- _YOUR TASK_: Retype the whole listing verbatim and keep the pictures out of it.
/---
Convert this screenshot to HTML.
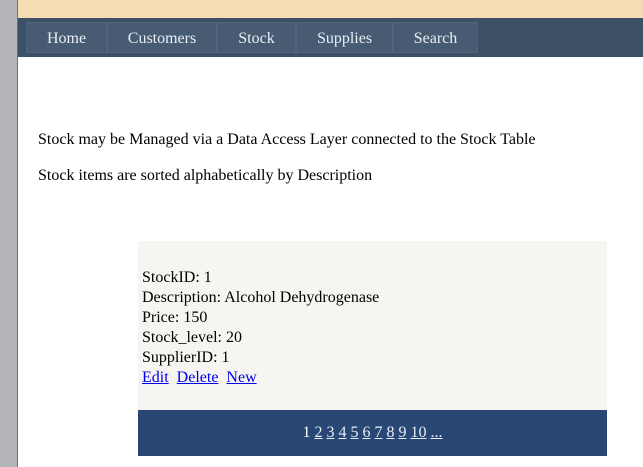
<!DOCTYPE html>
<html><head><style>
body{margin:0;width:643px;height:467px;overflow:hidden;background:#fff;font-family:"Liberation Serif",serif;font-size:16px;position:relative}
.lb{position:absolute;left:0;top:0;width:17px;height:467px;background:#b5b6bb;border-right:1px solid #6b6e75}
.top{position:absolute;left:18px;top:0;right:0;height:18px;background:#f4ddb3}
.nav{position:absolute;left:18px;top:18px;right:0;height:39px;background:#3d5166}
.it{position:absolute;top:4px;height:31px;background:#475c73;border:1px solid #51667d;box-sizing:border-box;color:#e8eef5;text-align:center;line-height:31px}
p{position:absolute;left:38px;margin:0;white-space:nowrap}
.panel{position:absolute;left:138px;top:241px;width:469px;height:169px;background:#f6f5f1}
.lines{position:absolute;left:4px;top:27px;line-height:20px}
a{color:#00e;text-decoration:underline}
.foot{position:absolute;left:138px;top:410px;width:469px;height:46px;background:#284775;color:#fff;text-align:center;line-height:46px}
.foot a{color:#e8eef5}
</style></head><body>
<div class="lb"></div><div class="top"></div>
<div class="nav">
<div class="it" style="left:8px;width:81px">Home</div>
<div class="it" style="left:89px;width:110px">Customers</div>
<div class="it" style="left:199px;width:79px">Stock</div>
<div class="it" style="left:278px;width:97px">Supplies</div>
<div class="it" style="left:375px;width:85px">Search</div>
</div>
<p style="top:131px">Stock may be Managed via a Data Access Layer connected to the Stock Table</p>
<p style="top:167px">Stock items are sorted alphabetically by Description</p>
<div class="panel"><div class="lines">StockID: 1<br>Description: Alcohol Dehydrogenase<br>Price: 150<br>Stock_level: 20<br>SupplierID: 1<br><a>Edit</a>&nbsp; <a>Delete</a>&nbsp; <a>New</a></div></div>
<div class="foot">1 <a>2</a> <a>3</a> <a>4</a> <a>5</a> <a>6</a> <a>7</a> <a>8</a> <a>9</a> <a>10</a> <a>...</a></div>
</body></html>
\---
- _WRITTEN REPLY_:
Convert this screenshot to HTML.
<!DOCTYPE html>
<html><head><style>
body{margin:0;width:643px;height:467px;overflow:hidden;background:#fff;font-family:"Liberation Serif",serif;font-size:16px;position:relative}
.lb{position:absolute;left:0;top:0;width:17px;height:467px;background:#b5b6bb;border-right:1px solid #6b6e75}
.top{position:absolute;left:18px;top:0;right:0;height:18px;background:#f4ddb3}
.nav{position:absolute;left:18px;top:18px;right:0;height:39px;background:#3d5166}
.it{position:absolute;top:4px;height:31px;background:#475c73;border:1px solid #51667d;box-sizing:border-box;color:#e8eef5;text-align:center;line-height:31px}
p{position:absolute;left:38px;margin:0;white-space:nowrap}
.panel{position:absolute;left:138px;top:241px;width:469px;height:169px;background:#f6f5f1}
.lines{position:absolute;left:4px;top:27px;line-height:20px}
a{color:#00e;text-decoration:underline}
.foot{position:absolute;left:138px;top:410px;width:469px;height:46px;background:#284775;color:#fff;text-align:center;line-height:46px}
.foot a{color:#e8eef5}
</style></head><body>
<div class="lb"></div><div class="top"></div>
<div class="nav">
<div class="it" style="left:8px;width:81px">Home</div>
<div class="it" style="left:89px;width:110px">Customers</div>
<div class="it" style="left:199px;width:79px">Stock</div>
<div class="it" style="left:278px;width:97px">Supplies</div>
<div class="it" style="left:375px;width:85px">Search</div>
</div>
<p style="top:131px">Stock may be Managed via a Data Access Layer connected to the Stock Table</p>
<p style="top:167px">Stock items are sorted alphabetically by Description</p>
<div class="panel"><div class="lines">StockID: 1<br>Description: Alcohol Dehydrogenase<br>Price: 150<br>Stock_level: 20<br>SupplierID: 1<br><a>Edit</a>&nbsp; <a>Delete</a>&nbsp; <a>New</a></div></div>
<div class="foot">1 <a>2</a> <a>3</a> <a>4</a> <a>5</a> <a>6</a> <a>7</a> <a>8</a> <a>9</a> <a>10</a> <a>...</a></div>
</body></html>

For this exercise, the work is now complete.